Alu () is an unclassified Loloish language of Yunnan, China. It is spoken in Jinping Miao, Yao, and Dai Autonomous County, Lüchun County, Jiangcheng Hani and Yi Autonomous County, and Yuanyang County, Yunnan. The Alu are also referred to by other ethnic groups as Luwu 鲁乌 or Luowu 倮乌. There are also 500 to 600 Alu people in two villages of Ou Tay District, Phongsali Province, Laos.

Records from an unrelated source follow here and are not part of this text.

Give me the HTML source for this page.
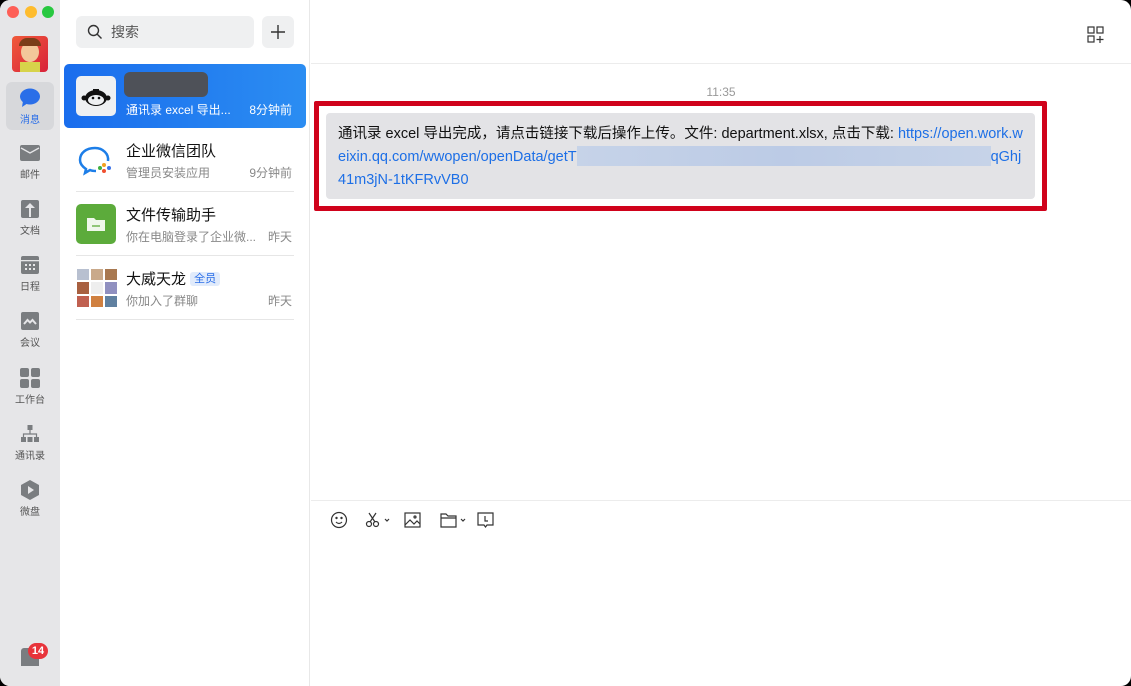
<!DOCTYPE html>
<html><head><meta charset="utf-8"><style>
*{margin:0;padding:0;box-sizing:border-box}
body{width:1131px;height:686px;background:#000;font-family:"Liberation Sans","Noto Sans CJK SC",sans-serif;overflow:hidden}
.win{position:absolute;left:0;top:0;width:1131px;height:686px;border-radius:10px;overflow:hidden;background:#fff}
.side{position:absolute;left:0;top:0;width:60px;height:686px;background:#e6e6e8}
.dot{position:absolute;top:6px;width:12px;height:12px;border-radius:50%}
.nav{position:absolute;left:0;width:60px;text-align:center;font-size:10px;color:#555}
.list{position:absolute;left:60px;top:0;width:250px;height:686px;background:#fff;border-right:1px solid #e8e8e8}
.search{position:absolute;left:16px;top:16px;width:178px;height:32px;background:#eff0f1;border-radius:6px;font-size:14px;color:#555;line-height:32px;padding-left:35px}
.plus{position:absolute;left:202px;top:16px;width:32px;height:32px;background:#eff0f1;border-radius:6px}
.item{position:absolute;left:4px;width:242px;height:64px}
.av{position:absolute;left:12px;top:12px;width:40px;height:40px;border-radius:5px}
.t{position:absolute;left:62px;top:12px;font-size:15px;color:#111}
.s{position:absolute;left:62px;top:36px;font-size:12px;color:#888}
.tm{position:absolute;right:14px;top:36px;font-size:12px;color:#888}
.div{position:absolute;left:12px;right:12px;bottom:0;height:1px;background:#e6e6e6}
.main{position:absolute;left:311px;top:0;width:820px;height:686px}
</style></head><body><div class="win">
<div class="side">
<div class="dot" style="left:7px;background:#fe5f57"></div>
<div class="dot" style="left:25px;background:#febc2e"></div>
<div class="dot" style="left:42px;background:#28c840"></div>
<div style="position:absolute;left:12px;top:36px;width:36px;height:36px;border-radius:4px;background:linear-gradient(135deg,#f05a3a,#d8223a);overflow:hidden"><div style="position:absolute;left:9px;top:6px;width:18px;height:20px;border-radius:50%;background:#f3c79a"></div><div style="position:absolute;left:8px;top:26px;width:20px;height:12px;background:#d7d34a"></div><div style="position:absolute;left:7px;top:2px;width:22px;height:8px;border-radius:8px 8px 0 0;background:#7a3d18"></div></div>
<div style="position:absolute;left:6px;top:82px;width:48px;height:48px;background:#d7d8db;border-radius:6px"></div>
<div class="nav" style="top:88px;color:#2a6ee8"><svg width="22" height="20" viewBox="0 0 22 20" style="display:block;margin:0 auto 3px"><ellipse cx="11" cy="8.5" rx="10" ry="8" fill="#2a6ee8"/><path d="M4 13 L3 19 L9 15Z" fill="#2a6ee8"/></svg>消息</div>
<div class="nav" style="top:145px"><svg width="20" height="16" viewBox="0 0 20 16" style="display:block;margin:0 auto 5px"><rect width="20" height="16" rx="2" fill="#7a7d80"/><path d="M1 3 L10 8 L19 3" stroke="#e6e6e8" stroke-width="1.3" fill="none"/></svg>邮件</div>
<div class="nav" style="top:200px"><svg width="18" height="18" viewBox="0 0 18 18" style="display:block;margin:0 auto 4px"><rect width="18" height="18" rx="2" fill="#7a7d80"/><path d="M9 3 L14 8 H10 V17 H8 V8 H4Z" fill="#e6e6e8"/></svg>文档</div>
<div class="nav" style="top:256px"><svg width="18" height="18" viewBox="0 0 18 18" style="display:block;margin:0 auto 4px"><rect width="18" height="18" rx="2" fill="#7a7d80"/><rect x="0" y="4" width="18" height="1.3" fill="#e6e6e8"/><g fill="#e6e6e8"><rect x="4" y="8" width="2" height="2"/><rect x="8" y="8" width="2" height="2"/><rect x="12" y="8" width="2" height="2"/><rect x="4" y="12" width="2" height="2"/><rect x="8" y="12" width="2" height="2"/><rect x="12" y="12" width="2" height="2"/></g></svg>日程</div>
<div class="nav" style="top:312px"><svg width="18" height="18" viewBox="0 0 18 18" style="display:block;margin:0 auto 4px"><rect width="18" height="18" rx="2" fill="#7a7d80"/><path d="M3 12 L6.5 8 L9 10.5 L11.5 8 L15 12" stroke="#e6e6e8" stroke-width="2" fill="none"/></svg>会议</div>
<div class="nav" style="top:368px"><svg width="20" height="20" viewBox="0 0 20 20" style="display:block;margin:0 auto 3px"><g fill="#7a7d80"><rect width="9" height="9" rx="2"/><rect x="11" width="9" height="9" rx="2"/><rect y="11" width="9" height="9" rx="2"/><rect x="11" y="11" width="9" height="9" rx="2"/></g></svg>工作台</div>
<div class="nav" style="top:425px"><svg width="20" height="18" viewBox="0 0 20 18" style="display:block;margin:0 auto 4px"><g fill="#7a7d80"><rect x="7.5" width="5" height="5"/><rect x="1" y="12" width="5" height="5"/><rect x="7.5" y="12" width="5" height="5"/><rect x="14" y="12" width="5" height="5"/></g><path d="M10 5 V9 M3.5 12 V9 H16.5 V12" stroke="#7a7d80" stroke-width="1.2" fill="none"/></svg>通讯录</div>
<div class="nav" style="top:480px"><svg width="18" height="20" viewBox="0 0 18 20" style="display:block;margin:0 auto 3px"><path d="M9 0 L18 5 V15 L9 20 L0 15 V5Z" fill="#7a7d80"/><path d="M7 6 L13 10 L7 14Z" fill="#e6e6e8"/></svg>微盘</div>
<div style="position:absolute;left:21px;top:648px;width:18px;height:18px;background:#7a7d80;border-radius:3px 3px 0 0"></div>
<div style="position:absolute;left:28px;top:643px;width:20px;height:16px;border-radius:8px;background:#e8343b;color:#fff;font-size:11px;font-weight:bold;text-align:center;line-height:16px">14</div>
</div>
<div class="list">
<div class="search"><svg width="16" height="16" viewBox="0 0 16 16" style="position:absolute;left:11px;top:8px"><circle cx="6.5" cy="6.5" r="5" stroke="#333" stroke-width="1.4" fill="none"/><path d="M10 10 L14.5 14.5" stroke="#333" stroke-width="1.4"/></svg>搜索</div>
<div class="plus"><svg width="32" height="32"><path d="M16 9 V23 M9 16 H23" stroke="#333" stroke-width="1.4"/></svg></div>
<div class="item" style="top:64px;background:linear-gradient(90deg,#1a6ded,#2b8df2);border-radius:5px">
<div class="av" style="background:#eef0f2"><svg width="40" height="40" viewBox="0 0 40 40"><ellipse cx="20" cy="22" rx="11" ry="8" fill="#111"/><ellipse cx="20" cy="24" rx="8" ry="5" fill="#eef0f2"/><circle cx="17" cy="22" r="1.3" fill="#111"/><circle cx="23" cy="22" r="1.3" fill="#111"/><circle cx="8" cy="22" r="2.5" fill="#111"/><circle cx="32" cy="22" r="2.5" fill="#111"/><path d="M17 14 h6" stroke="#111" stroke-width="2"/></svg></div>
<div style="position:absolute;left:60px;top:8px;width:84px;height:25px;background:#4e5158;border-radius:6px"></div>
<div class="s" style="color:#fff;top:37px">通讯录 excel 导出...</div><div class="tm" style="color:#fff;top:37px">8分钟前</div></div>
<div class="item" style="top:128px"><div class="av"><svg width="40" height="40" viewBox="0 0 40 40"><path d="M19 8 C10 8 4 13 4 20 C4 24 7 27 10 29 L9 33 L14 30 C16 31 18 31 20 31" stroke="#1d7ee8" stroke-width="2.5" fill="none"/><path d="M32 21 C33 14 27 8 19 8" stroke="#1d7ee8" stroke-width="2.5" fill="none"/><circle cx="28" cy="25" r="2" fill="#f2a020"/><circle cx="33" cy="28" r="2" fill="#3a72e8"/><circle cx="28" cy="31" r="2" fill="#f05030"/><circle cx="24" cy="28" r="2" fill="#40b040"/></svg></div><div class="t">企业微信团队</div><div class="s">管理员安装应用</div><div class="tm">9分钟前</div><div class="div"></div></div>
<div class="item" style="top:192px"><div class="av" style="background:#5cab3b"><svg width="40" height="40"><path d="M11 14 h7 l2 2 h9 v11 h-18z" fill="#fff" opacity=".9"/><path d="M16 22 h8" stroke="#5cab3b" stroke-width="1.3"/></svg></div><div class="t">文件传输助手</div><div class="s">你在电脑登录了企业微...</div><div class="tm">昨天</div><div class="div"></div></div>
<div class="item" style="top:256px"><div class="av" style="display:grid;grid-template-columns:repeat(3,12px);gap:2px;padding:1px"><i style="background:#b8c0d0"></i><i style="background:#c9a98a"></i><i style="background:#a87850"></i><i style="background:#a86040"></i><i style="background:#eee"></i><i style="background:#9090c0"></i><i style="background:#c06050"></i><i style="background:#d08040"></i><i style="background:#6080a0"></i></div><div class="t">大威天龙 <span style="font-size:11px;color:#2a6ee8;background:#e1ebfb;border-radius:3px;padding:1px 4px;vertical-align:2px">全员</span></div><div class="s">你加入了群聊</div><div class="tm">昨天</div><div class="div"></div></div>
</div>
<div class="main">
<div style="position:absolute;left:0;right:0;top:63px;height:1px;background:#ececec"></div>
<svg width="18" height="18" viewBox="0 0 18 18" style="position:absolute;left:776px;top:26px"><g stroke="#333" stroke-width="1.2" fill="none"><rect x="1" y="1" width="6" height="6"/><rect x="10" y="1" width="6" height="6"/><rect x="1" y="10" width="6" height="6"/><path d="M13 10 V17 M9.5 13.5 H16.5"/></g></svg>
<div style="position:absolute;left:0;width:820px;top:85px;text-align:center;font-size:12px;color:#999">11:35</div>
<div style="position:absolute;left:3px;top:101px;width:733px;height:110px;border:5px solid #d0021b;border-radius:2px"></div>
<div style="position:absolute;left:15px;top:113px;width:709px;height:86px;background:#e3e3e6;border-radius:4px;padding:10px 12px;font-size:14.5px;line-height:23px;color:#111;white-space:nowrap">通讯录 excel 导出完成，请点击链接下载后操作上传。文件: department.xlsx, 点击下载: <span style="color:#1d6fe6">https://open.work.w<br>eixin.qq.com/wwopen/openData/getT<span style="display:inline-block;width:414px;height:20px;vertical-align:-5px;background:linear-gradient(90deg,#c6d3e8,#bccbe6,#c6d3e8)"></span>qGhj<br>41m3jN-1tKFRvVB0</span></div>
<div style="position:absolute;left:0;right:0;top:500px;height:1px;background:#ececec"></div>
<svg width="180" height="24" style="position:absolute;left:18px;top:508px" fill="none" stroke="#333" stroke-width="1.2"><circle cx="10" cy="12" r="7.5"/><circle cx="7.5" cy="10" r=".6" fill="#333"/><circle cx="12.5" cy="10" r=".6" fill="#333"/><path d="M7 14 Q10 17 13 14"/><circle cx="40" cy="16" r="2.5"/><circle cx="47" cy="16" r="2.5"/><path d="M41 14 L47 5 M46 14 L40 5"/><path d="M56 11 l2 2 l2 -2"/><rect x="76" y="5" width="15" height="14"/><path d="M76 17 L81 12 L85 16 L88 13 L91 16"/><circle cx="86" cy="9" r="1"/><path d="M112 6 h5 l2 2 h8 v11 h-15z M112 10 h15"/><path d="M132 11 l2 2 l2 -2"/><path d="M149 5 h15 v12 h-6 l-1.5 2 l-1.5 -2 h-6z M156 8 v5 h3"/></svg>
</div>
</div></body></html>
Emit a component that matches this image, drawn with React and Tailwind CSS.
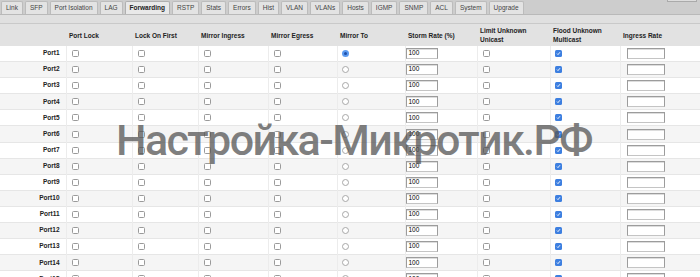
import React from 'react';

const tabs = ['Link', 'SFP', 'Port Isolation', 'LAG', 'Forwarding', 'RSTP', 'Stats', 'Errors', 'Hist', 'VLAN', 'VLANs', 'Hosts', 'IGMP', 'SNMP', 'ACL', 'System', 'Upgrade'];

const cols = [
  { label: '', w: 66 },
  { label: 'Port Lock', w: 66 },
  { label: 'Lock On First', w: 66 },
  { label: 'Mirror Ingress', w: 70 },
  { label: 'Mirror Egress', w: 69 },
  { label: 'Mirror To', w: 68 },
  { label: 'Storm Rate (%)', w: 72 },
  { label: 'Limit Unknown Unicast', w: 73 },
  { label: 'Flood Unknown Multicast', w: 70 },
  { label: 'Ingress Rate', w: 80 },
];

function Box({ checked }) {
  if (checked) {
    return (
      <span className="flex w-[7px] h-[7px] rounded-[1.5px] bg-[#3d7fe0] items-center justify-center">
        <svg width="5" height="5" viewBox="0 0 5 5">
          <path d="M1 2.6 L2 3.6 L4 1.2" stroke="white" strokeWidth="0.9" fill="none" />
        </svg>
      </span>
    );
  }
  return <span className="block w-[7px] h-[7px] rounded-[1.5px] border border-[#9a9a9a] bg-white" />;
}

function Radio({ on }) {
  if (on) {
    return (
      <span className="flex w-[7px] h-[7px] rounded-full bg-[#5b9af0] items-center justify-center">
        <span className="w-[3px] h-[3px] rounded-full bg-[#1e4fa8]" />
      </span>
    );
  }
  return <span className="block w-[7px] h-[7px] rounded-full border border-[#a8a8a8] bg-white" />;
}

function Field({ w, value }) {
  return (
    <span className={`flex items-center h-[11px] ${w} border border-[#9c9c9c] border-b-[#c4c4c4] bg-white pl-[2px] text-[6.5px] text-black leading-none shadow-[inset_0_1px_0_#ddd]`}>
      {value}
    </span>
  );
}

function Cell({ pad, children, first }) {
  return (
    <td className={`p-0 text-[6.5px] leading-none ${first ? '' : 'border-l border-[#ececec]'}`}>
      <div className={`flex items-center h-[15.1px] ${pad}`}>{children}</div>
    </td>
  );
}

export default function App() {
  const ports = Array.from({ length: 16 }, (_, i) => i + 1);
  return (
    <div className="relative w-[700px] h-[277px] overflow-hidden bg-white font-['Liberation_Sans',Arial,sans-serif]">
      <div className="flex h-[15px] bg-[#cdcdcd] border-b border-[#b9b9b9] pl-[1px] pt-[1px] gap-[2px]">
        {tabs.map(t => (
          <div
            key={t}
            className={`h-[13px] px-[4px] flex items-center text-[6.5px] rounded-t-[2px] border border-b-0 ${t === 'Forwarding' ? 'bg-[#e9e9e9] border-[#b0b0b0] font-bold text-[#222]' : 'bg-[#e3e3e3] border-[#bcbcbc] text-[#444]'}`}
          >
            {t}
          </div>
        ))}
        <div className="flex-1" />
        <div className="w-[30px] h-[2px] -mt-[1px] mr-[3px] border border-t-0 border-[#aaa] bg-[#ddd]" />
      </div>
      <div className="h-[9px] bg-[#e0e0e0] border-b border-[#c9c9c9]" />
      <table className="border-collapse table-fixed w-[700px]">
        <colgroup>
          {cols.map((c, i) => <col key={i} style={{ width: c.w }} />)}
        </colgroup>
        <thead>
          <tr className="bg-[#e2e2e2]">
            {cols.map((c, i) => (
              <th key={i} className="p-0 text-left align-middle text-[6.5px] font-bold text-[#222] leading-[9px]">
                <div className="h-[22px] flex items-center pl-[3px] pr-[10px]">{c.label}</div>
              </th>
            ))}
          </tr>
        </thead>
        <tbody>
          {ports.map(p => (
            <tr key={p} className={`border-b border-[#e6e6e6] ${p % 2 === 0 ? 'bg-[#f5f5f5]' : 'bg-white'}`}>
              <Cell first pad="justify-end pr-[6px] font-bold text-[#222]">Port{p}</Cell>
              {[0, 1, 2, 3].map(k => (
                <Cell key={k} pad="pl-[5px]"><Box /></Cell>
              ))}
              <Cell pad="pl-[4px]"><Radio on={p === 1} /></Cell>
              <Cell pad="pl-0"><Field w="w-[32px]" value="100" /></Cell>
              <Cell pad="pl-[5px]"><Box /></Cell>
              <Cell pad="pl-[4px]"><Box checked /></Cell>
              <Cell pad="pl-[6px]"><Field w="w-[38px]" value="" /></Cell>
            </tr>
          ))}
        </tbody>
      </table>
      <div className="absolute left-[116px] top-[119px] text-[43px] font-medium font-['Roboto',sans-serif] text-[#555]/75 leading-none tracking-[-1.6px] whitespace-nowrap pointer-events-none">
        Настройка-Микротик.РФ
      </div>
    </div>
  );
}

The Alu also have a mouth organ with five pipes that they play during the "Abei festival 阿卑节" ("maiden festival").

Classification
Hsiu (2017) suggests that Alu may be related to Lalo, but that this is uncertain due to the lack of data.

Distribution
In Jinping County, Alu is spoken in Yakouzhe Village 丫口遮村, Laojizhai Township 老集寨乡 (in the villages of Luopan 罗盘, Tiantou 田头, Huilongzhai 回龙寨, Laozhai 老寨, Zhongzhai 中寨, Xihadi 西哈底, Heishan 黑山, Amilong 阿咪笼, Kabianzhai 卡边寨, Anlezhai 安乐寨, Nanlu 南鲁, etc.) (Jinping County Ethnic Gazetteer 2013:101). There are 1,264 households and 5,307 persons as of 2005.

Alu is also spoken in Hama Village 哈马村 of Huangcaoling Township 黄草岭乡, and Xinjie Town 新街镇, Yuanyang County. It is also spoken in Dashuigou 大水沟, Lüchun County.